ご講師:宮崎 幸枝 さん(医師、みやざきホスピタル副医院長)
浄土真宗というのは、宗名そのものがご法義なのです。
例えば天台宗というのは天台という場所の名前ですし、日蓮宗は宗祖の日蓮さんの名前、華厳宗は華厳経というお経の名前です。
浄土真宗だけが中身を表しているのです。
選択本願(せんじゃくほんがん)を説いています。
そして、この世の中に届けられた宝物について教示しています。
宝物とは何か。
それは「あなたに届いている南無阿弥陀仏」です。
あなたの口に『南無阿弥陀仏』と。
これがこの世の宝だということです。
阿弥陀様は
「任せよ、必ず救う。あなたを極楽浄土に救うから任せなさい」
とそれだけ言われています。
もうすでに、みなさんのお浄土があるのです。
誰にも必ず訪れる死。
皆さんも死んだらどこに行くのだろうと考えたことがあると思います。
人間は3歳になると死について考えるそうです。
ある科学者が、生まれたばかりの自分の子どもと同時期に生まれたチンパンジーの赤ちゃんを一緒に育てて研究したそうです。

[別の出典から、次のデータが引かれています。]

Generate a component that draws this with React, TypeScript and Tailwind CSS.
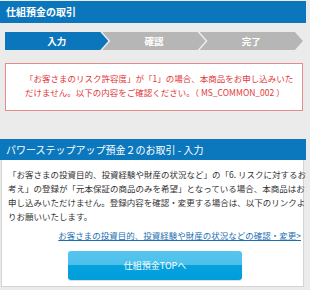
import React from "react";

const font = { fontFamily: '"Noto Sans CJK JP", "Noto Sans", sans-serif' };

export default function App() {
  return (
    <div
      className="w-[310px] h-[290px] bg-[#ebebeb] overflow-hidden"
      style={font}
    >
      <div className="w-[306px] pt-[1px]">
        {/* Header */}
        <div className="h-[22px] bg-[#0b76bb] flex items-center pl-[6px] text-white text-[10px] font-bold leading-none">
          仕組預金の取引
        </div>

        {/* Steps */}
        <div className="mt-[9px] ml-[5px] w-[298px] h-[18px] flex">
          <div className="w-[103.3px] h-full bg-[#0b76bb] text-white text-[9.5px] font-bold flex items-center justify-center [clip-path:polygon(0_0,calc(100%-8px)_0,100%_50%,calc(100%-8px)_100%,0_100%)]">
            入力
          </div>
          <div className="w-[103.3px] -ml-[6px] h-full bg-[#b6b6b6] text-white text-[9.5px] font-bold flex items-center justify-center [clip-path:polygon(0_0,calc(100%-8px)_0,100%_50%,calc(100%-8px)_100%,0_100%,8px_50%)]">
            確認
          </div>
          <div className="w-[103.3px] -ml-[6px] h-full bg-[#b6b6b6] text-white text-[9.5px] font-bold flex items-center justify-center [clip-path:polygon(0_0,calc(100%-8px)_0,100%_50%,calc(100%-8px)_100%,0_100%,8px_50%)]">
            完了
          </div>
        </div>

        {/* Error box */}
        <div className="mt-[13px] ml-[5px] w-[298px] h-[48px] bg-white border border-[#e68a8a] pl-[19px] pt-[7px] text-[8.5px] leading-[14px] text-[#e0383a]">
          <div className="whitespace-nowrap">
            「お客さまのリスク許容度」が「1」の場合、本商品をお申し込みいた
          </div>
          <div className="whitespace-nowrap">
            だけません。以下の内容をご確認ください。（ MS_COMMON_002 ）
          </div>
        </div>

        {/* Section header */}
        <div className="mt-[28px] h-[21px] bg-[#0b78be] flex items-center pl-[6px] text-white text-[10px] leading-none">
          パワーステップアップ預金２のお取引 - 入力
        </div>

        {/* Body */}
        <div className="ml-[1px] w-[303px] h-[127px] bg-white border border-t-0 border-[#d4d4d4] pt-[7px] pl-[6px] pr-[2px]">
          <div className="text-[8.5px] leading-[14px] text-[#333333]">
            <div className="whitespace-nowrap">
              「お客さまの投資目的、投資経験や財産の状況など」の「6. リスクに対するお
            </div>
            <div className="whitespace-nowrap">
              考え」の登録が「元本保証の商品のみを希望」となっている場合、本商品はお
            </div>
            <div className="whitespace-nowrap">
              申し込みいただけません。登録内容を確認・変更する場合は、以下のリンクよ
            </div>
            <div className="whitespace-nowrap">りお願いいたします。</div>
          </div>
          <div className="mt-[5px] flex justify-end text-[8.5px] leading-[14px]">
            <span className="text-[#1d6fb3] underline whitespace-nowrap">
              お客さまの投資目的、投資経験や財産の状況などの確認・変更&gt;
            </span>
          </div>
          <div className="mt-[9px] ml-[60px] w-[174px] h-[29px] rounded-[3px] overflow-hidden relative flex items-center justify-center text-white text-[9px] bg-[linear-gradient(to_bottom,#56c5ee_0%,#4cc0eb_50%,#05a2de_50%,#009ddb_100%)] shadow-[0_1px_1px_rgba(0,0,0,0.15)]">
            仕組預金TOPへ
          </div>
        </div>
      </div>
    </div>
  );
}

すると3歳になるまではチンパンジーも賢く、あまり差がなかった。
しかし、3歳になると自分の子どもが
「ありんこも死ぬ、おじいちゃんもおばあちゃんも死ぬ、おとうさんおかあさんも死ぬ、ぼくも死ぬ」
と「死ぬ」ということを言い出したそうです。
小児がんや白血病の子どもも3歳になると「ぼく死んだらどうなるの」と問いかけるのです。
死は、「独生独死独去独来」というように、独りで来て独りで去っていくものですが、「独り」ということについては死と真向きになったときに初めて実感するものではないかと思います。
死について考え、死んでどこにいくのかと問うときは、阿弥陀さまに聞くしかありません。
医者もわかりませんし、お坊さんもわかりません。
「救う」と言われているのは阿弥陀さまだけなのですから。
宗教というのは、人間に「生まれた」ということであり、人間に生まれたということは「問い」があるということです。
この一生というのは何なのだろう、解決はどこにあるのだろうと思いをめぐらします。
そして、その問いについてシンプルに極めつけ解決をしてくださったのが浄土真宗の宗祖の親鸞聖人(しんらんしょうにん)です。
浄土真宗は、わたしたちを必ず救う、簡単に救う、今聞いて今助かる、これをすべて叶えます。
「摂取不捨(せっしゅふしゃ)」といいます。
阿弥陀さまは皆さんを抱きかかえて決して落としません。
「必ず救う、任せておけ」
と誰もを無条件に100%救われます。
これを「易行道(いぎょうどう)」と表現します。
これほど楽なことはありません。
浄土真宗について、ひと言でいえば、「ああ、いい親さまに会えたな」ということです。
そして。
私たちが、会おうと思っていなくとも阿弥陀さまは私たちを待っていてくださるのです。
親鸞聖人の最も大切なご遺言は「聞き損なってくれるなよ」ということです。
念仏を称えていれば救われるかとか、何々してればいいとか、念を押す人がいますが、そうではなく、阿弥陀さまは100%救うと言われていすのです。
私たちは0%でいいのです。
親の一方的な働き、それを今聞いて今救われるというシンプルさ、絶対他力(ぜったいたりき)です。
お浄土に参るということが決まっているという人生ほど有り難いものはありません。
この人生の解決は済んだということになります。
でも、それを信じられない人もいます。
皆さんが大事にしてきた「わたしの常識」というのが最悪です。
仏法を聴聞(ちょうもん)するのに一番の障害になります。
仏法は聴いても聞こえたかどうかが問題なのです。